Maison ordinaire de Puerto Santa Cruz

Les habitants de Puerto Santa Cruz sont aussi étranges que leur ville. Paniqués par la présence de touristes français, ils nous répondent vite, ne nous comprennent pas parfois. Après un tour par une supérette installée dans une halle de marché, nous achetons d’excellentes empanadas, à un prix défiant toute concurrence : 4 pesos l’une (moins de 0,5€). On aurait pu en prendre beaucoup plus que quatre.

Vannés, nous rentrons dormir à la tente, généreusement ombragée par une haie de bouleaux : ce chemin de croix nous a épuisés.
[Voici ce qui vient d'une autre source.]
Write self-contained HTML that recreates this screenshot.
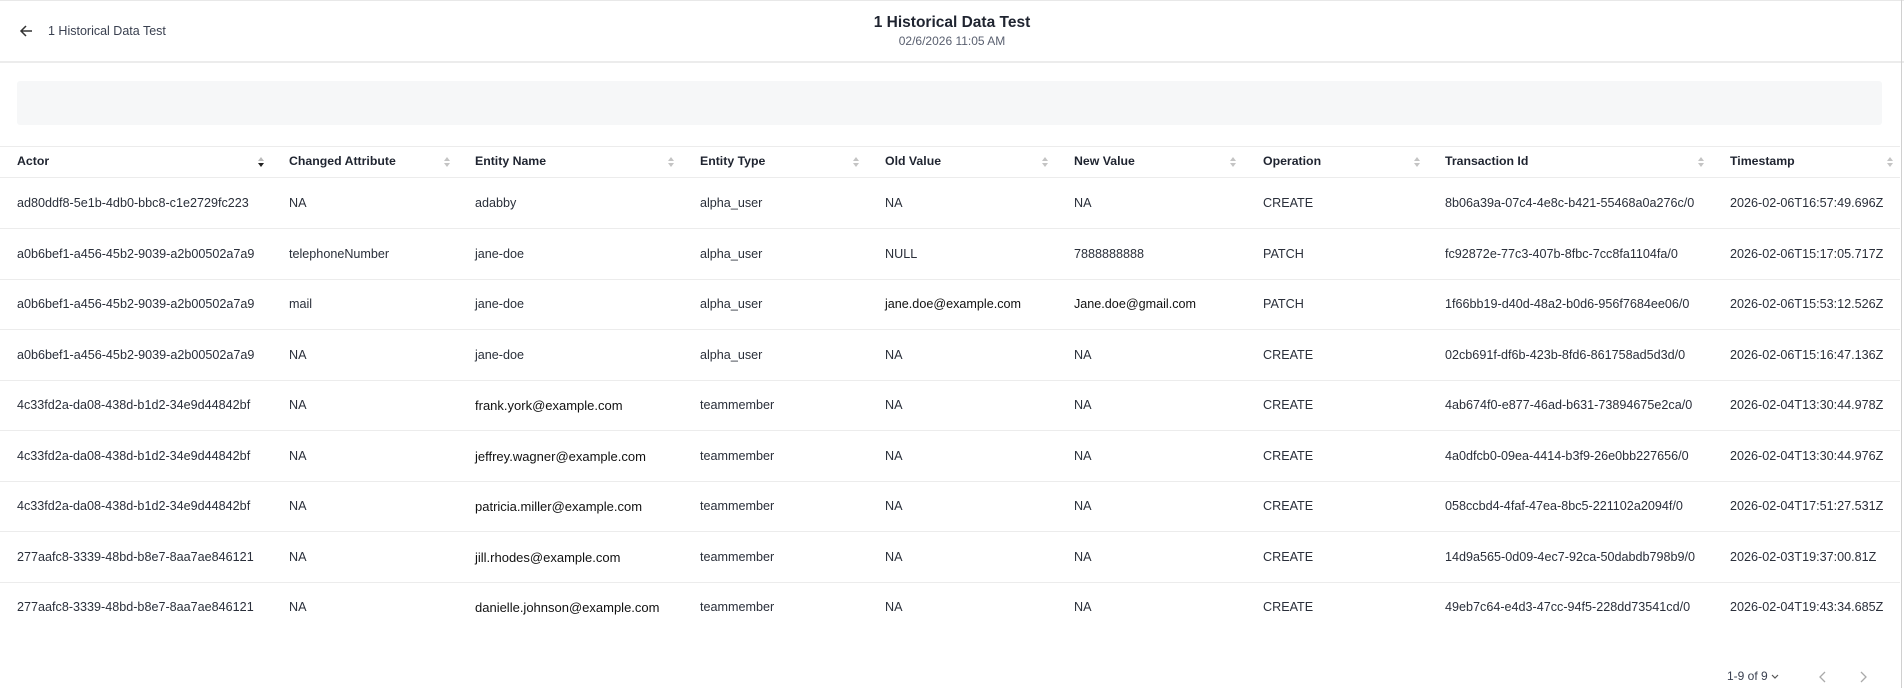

Retour en ville ensuite, nous rencontrons enfin un habitant avenant – et beau gosse – à qui nous demandons où manger. Nous tombons une fois de plus sur un policier, qui nous propose même de nous faire emmener demain par un de ses collègues.

Le boui-boui dans lequel nous mangeons est honnête, mais nous aurions pu nous contenter d’une pizza seulement pour deux. Tant mieux, nous aurons des restes pour demain : nous profitons de la coutume du « doggy bag ». On potasse notre itinéraire de demain avec le gardien du camping. Il y a une erreur flagrante sur la carte IGN, puisque la route directe de Puerto Santa Cruz à El Calafate est en fait un chemin de terre qu’on nous convainc de ne pas prendre. On passera par Rio Gallegos. Non loin de la tente, des jeunes du coin se font un barbecue avec la sono tuning à fond ; ça ne nous empêche pas de dormir profondément.